Helena Horder, PhD et al. Neurology® 2018;90:e1298-e1305. doi:10.1212/WNL.0000000000005290
Objective To investigate whether greater cardiovascular fitness in midlife is associated with decreased dementia risk in women followed up for 44 years.
Methods A population-based sample of 1,462 women 38 to 60 years of age was examined in 1968. Of these, 191 women completed a maximal cycling test to evaluate cardiovascular fitness. Subsequent examinations of dementia incidence were done in 1974, 1980, 1992, 2000, 2005, and 2009.
Dementia was diagnosed according to DSM-III-R criteria on the basis of information from neuropsychiatric examinations, informant interviews, hospital records, and registry data up to 2012.
Cox regressions were performed with adjustment for socioeconomic, lifestyle, and medical confounders.

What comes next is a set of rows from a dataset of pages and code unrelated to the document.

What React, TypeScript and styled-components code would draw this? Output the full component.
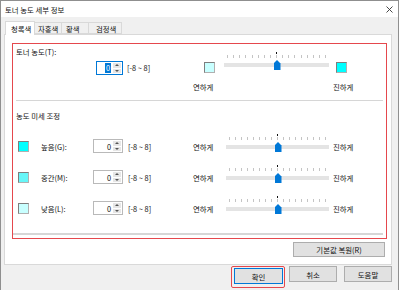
import React from "react";
import styled, { createGlobalStyle } from "styled-components";

const GlobalStyle = createGlobalStyle`
  html, body { margin: 0; padding: 0; background: #f0f0f0; }
  body {
    font-family: "Noto Sans CJK KR", "Noto Sans", sans-serif;
    font-size: 7.4px;
    color: #111;
  }
`;

const Window = styled.div`
  width: 399px;
  height: 290px;
  box-sizing: border-box;
  border: 1px solid #8f8f8f;
  border-bottom: none;
  background: #f0f0f0;
  display: flex;
  flex-direction: column;
  overflow: hidden;
`;

const TitleBar = styled.div`
  height: 16px;
  flex: none;
  background: #fff;
  display: flex;
  align-items: center;
  justify-content: space-between;
  padding: 0 5px 0 4px;
`;

const TabStrip = styled.div`
  height: 17px;
  flex: none;
  display: flex;
  align-items: flex-end;
  padding-left: 4px;
  position: relative;
  z-index: 1;
`;

const Tab = styled.div<{ $w: number; $active?: boolean; $pl: number }>`
  width: ${(p) => p.$w}px;
  height: ${(p) => (p.$active ? 14 : 12)}px;
  margin-bottom: ${(p) => (p.$active ? -1 : 0)}px;
  margin-left: -1px;
  box-sizing: border-box;
  background: ${(p) => (p.$active ? "#fff" : "#f0f0f0")};
  border: 1px solid #d9d9d9;
  border-bottom: ${(p) => (p.$active ? "none" : "1px solid #d9d9d9")};
  padding-left: ${(p) => p.$pl}px;
  display: flex;
  align-items: center;
  white-space: nowrap;
  &:first-child { margin-left: 0; }
`;

const Panel = styled.div`
  height: 231px;
  width: 388px;
  flex: none;
  margin-left: 3px;
  box-sizing: border-box;
  background: #fff;
  border: 1px solid #d9d9d9;
  padding: 8px 6px 0 7px;
  display: flex;
  flex-direction: column;
`;

const RedBox = styled.div`
  width: 375px;
  height: 196px;
  box-sizing: border-box;
  border: 1px solid #e5484d;
  display: flex;
  flex-direction: column;
`;

const TopSection = styled.div`
  padding: 2px 3px 0;
  display: flex;
  flex-direction: column;
`;

const SectionLabel = styled.div<{ $mt?: number }>`
  line-height: 11px;
  height: 11px;
  margin-top: ${(p) => p.$mt ?? 0}px;
  padding-left: ${(p) => (p.$mt ? 3 : 0)}px;
`;

const ControlRow = styled.div`
  display: flex;
  align-items: flex-start;
  margin-top: -6px;
  height: 24px;
`;

const Text = styled.div<{ $w?: number; $ml?: number; $mt?: number }>`
  width: ${(p) => (p.$w ? `${p.$w}px` : "auto")};
  margin-left: ${(p) => p.$ml ?? 0}px;
  margin-top: ${(p) => p.$mt ?? 0}px;
  line-height: 11px;
  flex: none;
  white-space: nowrap;
`;

const EndLabels = styled.div`
  display: flex;
  margin-top: 6px;
  height: 11px;
`;

const Divider = styled.div<{ $mt: number; $ml: number; $h?: number }>`
  height: ${(p) => p.$h ?? 1}px;
  margin: ${(p) => p.$mt}px 3px 0 ${(p) => p.$ml}px;
  background: #d6d6d6;
`;

const Rows = styled.div`
  display: flex;
  flex-direction: column;
  gap: 11px;
  margin-top: 15px;
`;

const Row = styled.div`
  display: flex;
  align-items: center;
  height: 20px;
`;

const Swatch = styled.div<{ $color: string; $ml?: number; $mt?: number }>`
  width: 11px;
  height: 11px;
  flex: none;
  box-sizing: border-box;
  margin-left: ${(p) => p.$ml ?? 0}px;
  margin-top: ${(p) => p.$mt ?? 0}px;
  background: ${(p) => p.$color};
  border: 1px solid #7e7e7e;
  border-right-color: #b0b0b0;
  border-bottom-color: #b0b0b0;
`;

const Spinner = styled.div<{ $w: number; $ml?: number; $mt?: number; $focused?: boolean }>`
  width: ${(p) => p.$w}px;
  height: 14px;
  flex: none;
  box-sizing: border-box;
  margin-left: ${(p) => p.$ml ?? 0}px;
  margin-top: ${(p) => p.$mt ?? 0}px;
  border: 1px solid ${(p) => (p.$focused ? "#0078d7" : "#b9b9b9")};
  background: #fff;
  display: flex;
`;

const SpinValue = styled.div`
  flex: 1;
  display: flex;
  align-items: center;
  justify-content: flex-end;
  padding-right: 2px;
`;

const Selected = styled.span`
  background: #0078d7;
  color: #fff;
  padding: 0 1px;
  line-height: 10px;
`;

const SpinButtons = styled.div`
  width: 8px;
  display: flex;
  flex-direction: column;
  gap: 1px;
  padding: 1px 1px 1px 0;
`;

const SpinButton = styled.div`
  flex: 1;
  background: #e6e6e6;
  display: flex;
  align-items: center;
  justify-content: center;
`;

const Arrow = styled.span<{ $down?: boolean }>`
  width: 0;
  height: 0;
  border-left: 2px solid transparent;
  border-right: 2px solid transparent;
  ${(p) => (p.$down ? "border-top: 2px solid #555;" : "border-bottom: 2px solid #555;")}
`;

const SliderBox = styled.div<{ $w: number; $ml?: number; $mt?: number }>`
  position: relative;
  width: ${(p) => p.$w}px;
  height: 20px;
  flex: none;
  align-self: flex-start;
  margin-left: ${(p) => p.$ml ?? 0}px;
  margin-top: ${(p) => p.$mt ?? 0}px;
  display: flex;
  flex-direction: column;
`;

const DotRow = styled.div`
  height: 2px;
  margin-top: 1px;
  display: flex;
  justify-content: center;
  & > span { width: 1px; height: 2px; background: #111; }
`;

const Ticks = styled.div`
  height: 3px;
  margin-top: 1px;
  padding: 0 3px;
  display: flex;
  justify-content: space-between;
  & > span { width: 1px; background: #c4c4c4; }
`;

const Track = styled.div`
  height: 4px;
  margin-top: 5px;
  background: #e4e4e4;
`;

const Thumb = styled.div`
  position: absolute;
  left: calc(50% - 3px);
  top: 9px;
  width: 7px;
  height: 10px;
  background: #0078d7;
  clip-path: polygon(50% 0, 100% 35%, 100% 100%, 0 100%, 0 35%);
`;

const RestoreRow = styled.div`
  display: flex;
  justify-content: flex-end;
  margin-top: 3px;
`;

const Button = styled.button<{ $w: number; $h?: number; $ml?: number; $primary?: boolean }>`
  width: ${(p) => p.$w}px;
  height: ${(p) => p.$h ?? 16}px;
  margin-left: ${(p) => p.$ml ?? 0}px;
  box-sizing: border-box;
  padding: 0;
  font: inherit;
  color: #111;
  background: #e1e1e1;
  border: 1px solid ${(p) => (p.$primary ? "#0078d7" : "#adadad")};
  display: flex;
  align-items: center;
  justify-content: center;
`;

const Footer = styled.div`
  height: 25px;
  flex: none;
  display: flex;
  align-items: flex-start;
  justify-content: flex-end;
  gap: 4px;
  padding: 1px 6px 0 0;
`;

const Highlight = styled.div`
  border: 1px solid #e5484d;
  border-radius: 2px;
  padding: 1px 1px 3px 2px;
`;

const Slider = ({ w, ml, mt }: { w: number; ml?: number; mt?: number }) => (
  <SliderBox $w={w} $ml={ml} $mt={mt}>
    <DotRow>
      <span />
    </DotRow>
    <Ticks>
      {Array.from({ length: 17 }).map((_, i) => (
        <span key={i} />
      ))}
    </Ticks>
    <Track />
    <Thumb />
  </SliderBox>
);

const SpinBox = ({ w, ml, mt, focused }: { w: number; ml?: number; mt?: number; focused?: boolean }) => (
  <Spinner $w={w} $ml={ml} $mt={mt} $focused={focused}>
    <SpinValue>{focused ? <Selected>0</Selected> : "0"}</SpinValue>
    <SpinButtons>
      <SpinButton>
        <Arrow />
      </SpinButton>
      <SpinButton>
        <Arrow $down />
      </SpinButton>
    </SpinButtons>
  </Spinner>
);

const rows = [
  { label: "높음(G):", color: "#00ffff" },
  { label: "중간(M):", color: "#66f6f8" },
  { label: "낮음(L):", color: "#c8ffff" },
];

export default function App() {
  return (
    <>
      <GlobalStyle />
      <Window>
        <TitleBar>
          <span>토너 농도 세부 정보</span>
          <svg width="7" height="7" viewBox="0 0 7 7">
            <path d="M0.5 0.5 L6.5 6.5 M6.5 0.5 L0.5 6.5" stroke="#333" strokeWidth="0.9" />
          </svg>
        </TitleBar>
        <TabStrip>
          <Tab $w={30} $pl={5} $active>
            청록색
          </Tab>
          <Tab $w={28} $pl={3}>
            자홍색
          </Tab>
          <Tab $w={28} $pl={4}>
            황색
          </Tab>
          <Tab $w={34} $pl={7}>
            검정색
          </Tab>
        </TabStrip>
        <Panel>
          <RedBox>
            <TopSection>
              <SectionLabel>토너 농도(T):</SectionLabel>
              <ControlRow>
                <SpinBox w={27} ml={80} mt={10} focused />
                <Text $w={77} $ml={4} $mt={11}>
                  [-8 ~ 8]
                </Text>
                <Swatch $color="#c8ffff" $mt={11} />
                <Slider w={105} ml={9} />
                <Swatch $color="#00ffff" $ml={7} $mt={11} />
              </ControlRow>
              <EndLabels>
                <Text $w={140} $ml={177}>
                  연하게
                </Text>
                <Text>진하게</Text>
              </EndLabels>
            </TopSection>
            <Divider $mt={8} $ml={3} />
            <SectionLabel $mt={9}>농도 미세 조정</SectionLabel>
            <Rows>
              {rows.map((r) => (
                <Row key={r.label}>
                  <Swatch $color={r.color} $ml={5} />
                  <Text $w={52} $ml={12}>
                    {r.label}
                  </Text>
                  <SpinBox w={30} />
                  <Text $w={65} $ml={5}>
                    [-8 ~ 8]
                  </Text>
                  <Text $w={33}>연하게</Text>
                  <Slider w={103} mt={-3} />
                  <Text $ml={4}>진하게</Text>
                </Row>
              ))}
            </Rows>
            <Divider $mt={15} $ml={0} $h={2} />
          </RedBox>
          <RestoreRow>
            <Button $w={92} $h={15}>
              기본값 복원(R)
            </Button>
          </RestoreRow>
        </Panel>
        <Footer>
          <Highlight>
            <Button $w={49} $primary>
              확인
            </Button>
          </Highlight>
          <Button $w={48}>취소</Button>
          <Button $w={48} $ml={3}>
            도움말
          </Button>
        </Footer>
      </Window>
    </>
  );
}
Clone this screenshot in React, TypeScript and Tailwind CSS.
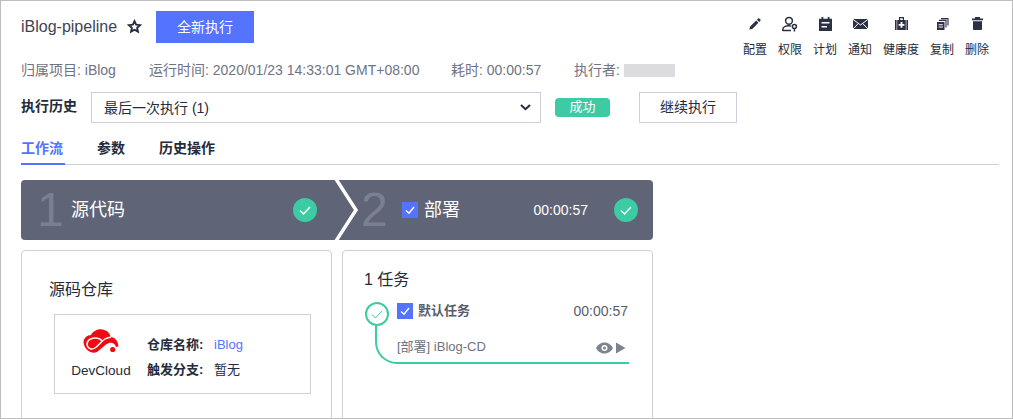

Results Compared with medium fitness, the adjusted hazard ratio for all-cause dementia during the 44-year follow-up was 0.12 among those with high fitness and 1.41 among those with low fitness. High fitness delayed age at dementia onset by 9.5 years compared to low fitness and time to dementia onset by 5 years compared to medium fitness.
Conclusions Among Swedish women, a high cardiovascular fitness in midlife was associated with a decreased risk of subsequent dementia. Promotion of a high cardiovascular fitness may be included in strategies to mitigate or prevent dementia. Findings are not causal, and future research needs to focus on whether improved fitness could have positive effects on dementia risk and when during the life course a high cardiovascular fitness is most important.
My comment: Mr Motivator is right! Regular exercise is the best insurance you can ever take out. And you don’t have to run marathons to get fit. Don’t give up on fitness because of your job or because you have had kids. Get active. Spend that pension! Don’t give it away to the nursing home!
We are getting demented later in life than we used to! Good news?
An analysis of seven population based cohort studies in the USA and Europe found that over the last 25 years the incidence of dementia has fallen by 13% per calendar decade. The reduction tended to be greater in men compared to women.
In a large longitudinal study, moderate alcohol consumption seemed to have a beneficial effect. The Health and Retirement Study followed 20,000 middle aged and older people for nine years. When compared to those who never drank alcohol, participants who drank low to moderate quantities had higher scores for mental status, word recall and vocabulary, and lower rates of decline in all of these domains.
Although aspirin has proven benefit in the secondary prevention of cardiovascular disease, they have not been shown to reduce the incidence of dementia or cognitive decline.
20,000 older people were randomised to have either 100mg aspirin a day or placebo. Around 600 developed dementia over the five years of follow up. There was no difference between the treatment group and the placebo group however.
My comment: Although GPs and hospital doctors have been treating diabetes, hypertension and cardiovascular risk factors very aggressively over the last few decades, it is rare to get conclusive feedback that we have actually been achieving useful end points such as this, so I was delighted to see this report.